The application of human rights law to corporations has become clearer in recent years, thanks in large part to the efforts of Harvard Professor John Ruggie, who in 2005 was appointed Special Representative of the UN Secretary-General on Business and Human Rights. After years of consultations with governments, corporations, and human rights groups, he proposed Guiding Principles on Business and Human Rights, which the UN Human Rights Council unanimously adopted last summer. The Guiding Principles emphasize that corporations have a responsibility to respect human rights, and that states have a legal duty under international law to protect against corporate human rights abuses and to provide remedies for such abuses when they do occur.

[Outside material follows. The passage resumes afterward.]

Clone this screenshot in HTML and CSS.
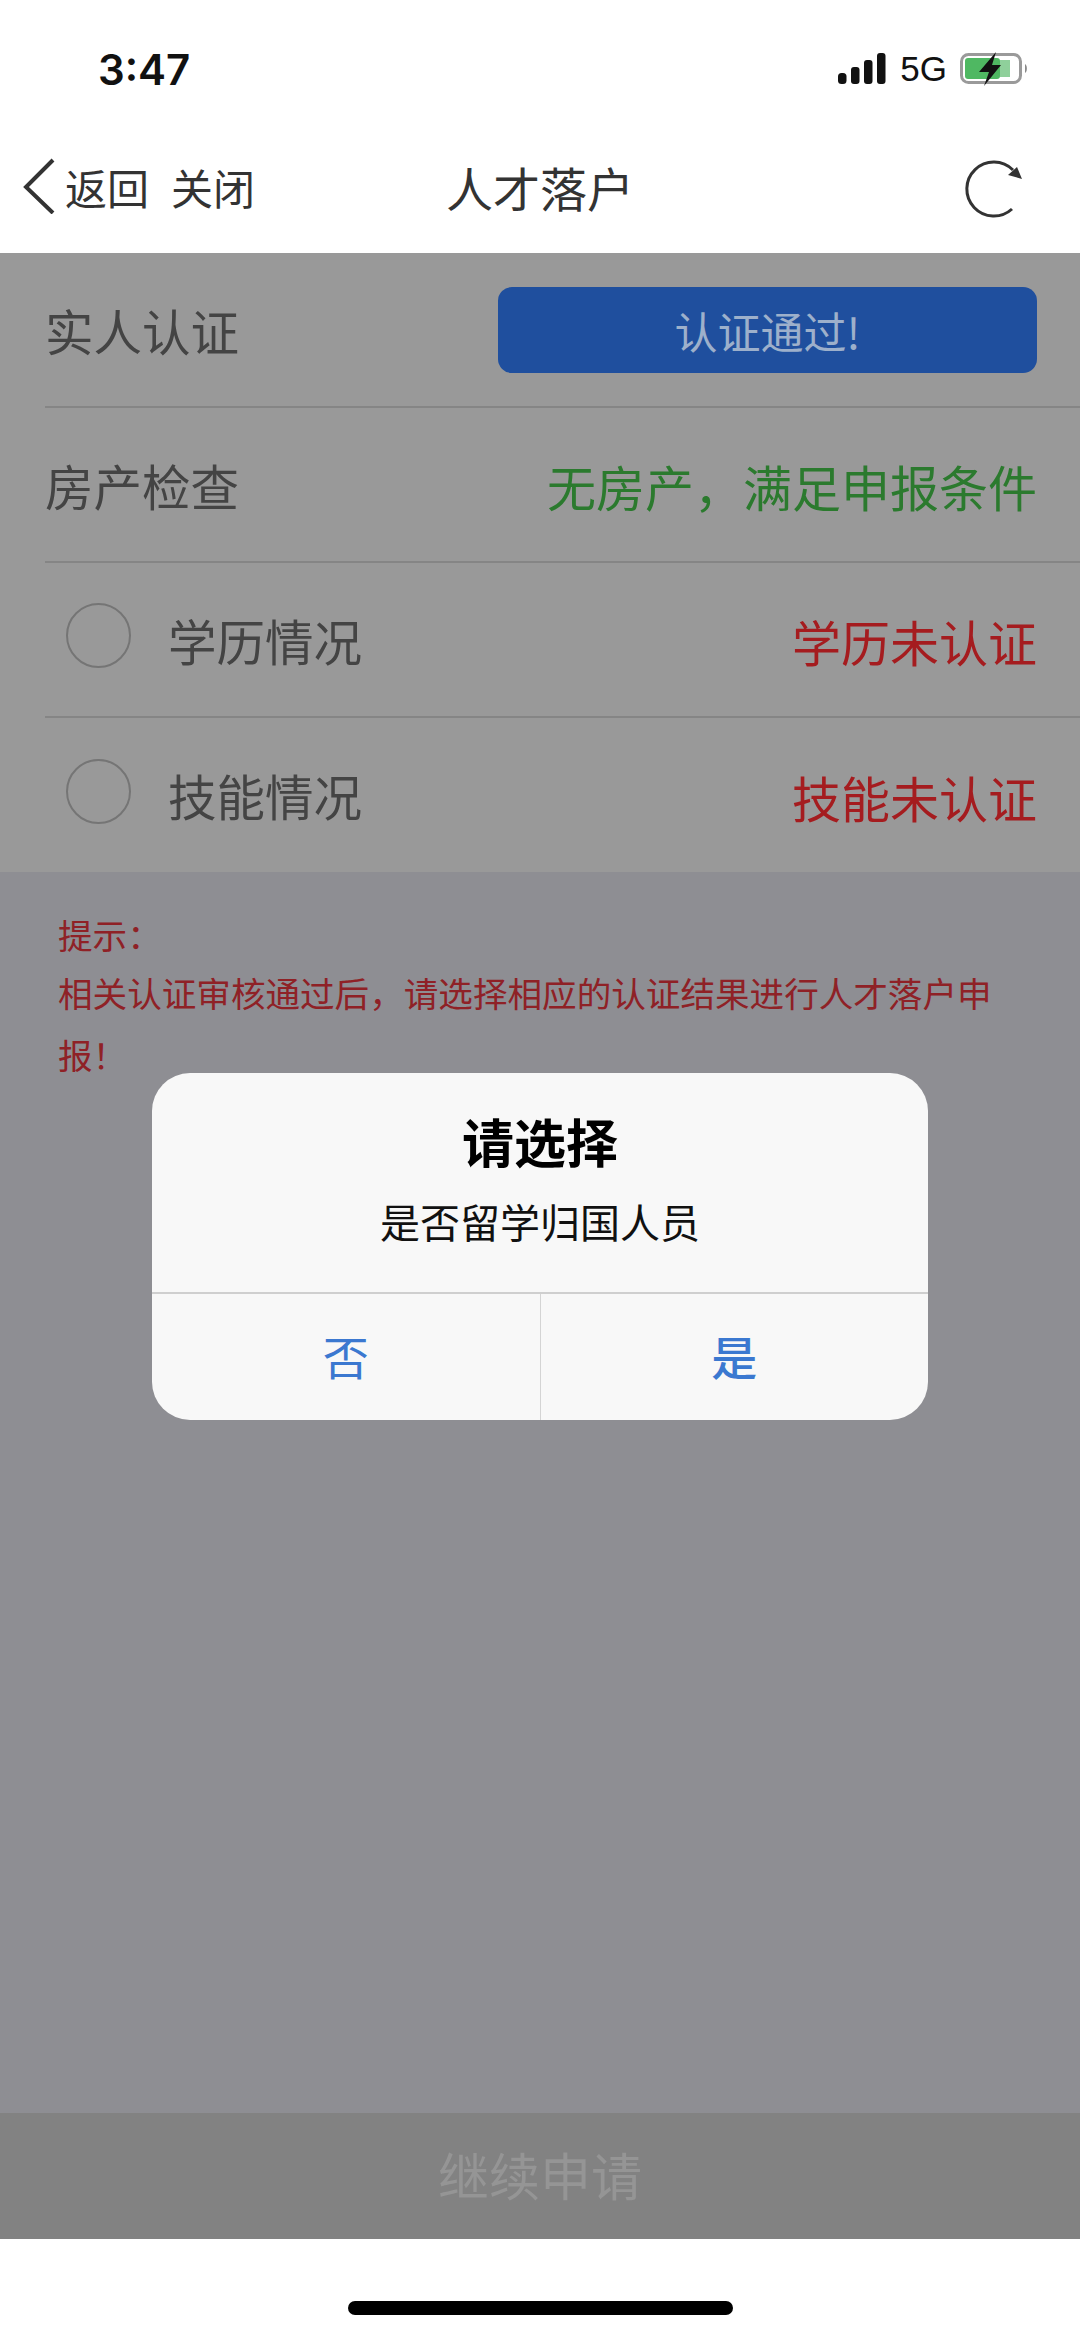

By providing such remedies, the ATS can provide critical support to the Guiding Principles and other efforts to bring human rights law to bear on corporations. Its threat of civil liability helps to encourage corporations to support and implement their responsibility to respect, as many corporations around the world already have.
The most defensible result for the Supreme Court in Kiobel would be a decision that legal persons are just as subject to human rights law as natural persons are. A decision affirming the Second Circuit’s position that corporations – unlike governments or individuals – are uniquely free from any duty to abide by human rights norms would be a step backwards legally as well as morally.